Terry Fairfield has told us how his former pal Haddock sliced him on his neck after chillingly telling him: ‘I’m going to kill you.’
Originally from the Tynedale estate in North Belfast, the former Catholic member of the UVF set up a new life in England as a barowner and successful businessman.
Fairfield, once dubbed ‘The Mechanic’ in UVF ranks – a car sold by his garage in Belfast was used in the infamous UVF Loughinisland pub massacre – tried to help set up a new life for Haddock across the water.
His ‘thanks’ for that came at 7.29p.m. outside the pub in Newport Pagnell, England, where he’s landlord last Saturday night.
Then Haddock, now 46 and the one time godfather of the notorious UVF 3rd battalion based in Mount Vernon, and who is linked to a dozen grisly murders back home, tried to slit Terry Fairfield’s throat.

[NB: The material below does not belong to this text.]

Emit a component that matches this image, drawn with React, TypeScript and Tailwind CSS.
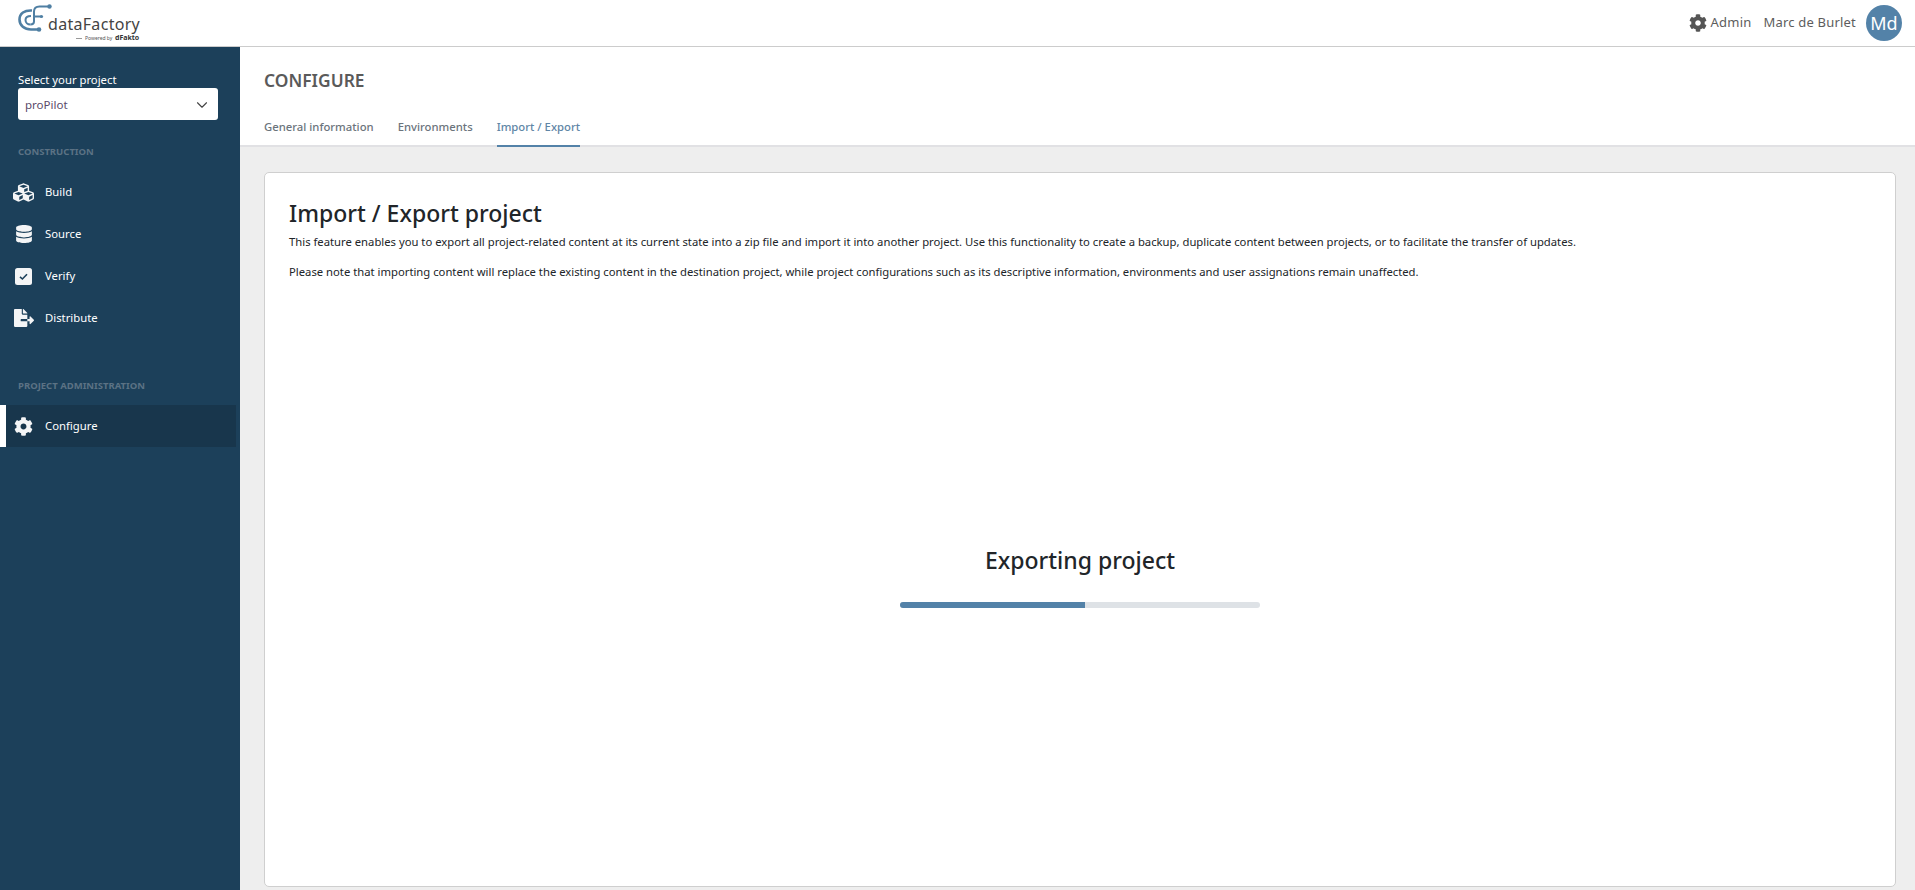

And, as our picture shows, he almost succeeded,
Just look at the fresh five-inch long scar running from behind Fairfield’s left ear – where Haddock stuck the point of a knife in – to under his chin.
In an exclusive interview with Sunday World in his quiet cul-de-sac home close to Luton yesterday, Terry Fairfield told us: “I’m now ashamed that I agreed to Haddock coming over here.
“I was approached by someone close to him, who feared he was going to be the subject of another assassination attempt back home, I tried to help save his life.
“Instead, he ended up trying to take mine….”
As he speaks, the 57-year-old ex-heavyweight boxer points to the savage scar, which needed 27 stitches on the outside, and three internally to seal blood vessels cut in the crazed Saturday night slashing.
And he chillingly says: “An inch lower, and Haddock would have left me for dead.
“He would have sliced the jugular – and that would have been curtains for me.”
He says he has no doubt murder was on the mind of Haddock, jailed in 2006 for 10 years for trying to batter to death Ballyclare doorman Trevor Gowdy four years earlier.
He recalls: “He looked straight at me and coldly stated: ‘I’m going to kill you.’
“In a split second, he plunged the red-handled knife into my neck behind my left ear.”
Terry Fairfield says he felt no pain at that point.
But he now believes the only thing that saved him was his boxing training back in Belfast.
“When he lunged at my head, I hit him with a left hook.
“My hand, left arm and shoulder are still sore,” he says, as he twists round painfully on the settee.
He adds: “I connected with that punch. It stunned Haddock. If it hadn’t, he’d have stabbed me to death.”
As it was Fairfield stumbled, blood gushing out of the gaping wound.
Haddock fled in the car he’d used to get to Fairfield’s pub.
His victim now says he believes Haddock stalked him.
Fairfield says he had not seen Haddock for up to four weeks, having told him he wanted nothing more to do with him.
And he insists Haddock had not been drinking with him in the pub.
He says on that fateful Saturday evening of January 25 last, he was planning to leave the bar and go with his partner of four years for a meal.
But then, out of the blue, Haddock phoned him.
“He asked me to go outside. I thought he just wanted to talk on the mobile.
“As it turned out, he had been waiting in a car.
“He came towards me, confronted me, and told me straight to my face, looking into my eyes, that he was going to kill me.”
In spite of the parrying punch, Haddock sliced open the man who had tried to give him a new lease of life.
His victim was left lying on his pub forecourt, blood pumping for his neck, fighting for his own life.
“I lost four pints of blood while waiting for the medics,” he recalls.
“I felt myself going cold. I thought: ‘Don’t let yourself slip away here.’
“I heard a lad who was trying to stop the bleeding say: ‘We’re losing him.’
“I said to myself: ‘No, you’re not’.
It took an ambulance 25 minutes to get to him, but three doctors working on him saved his life.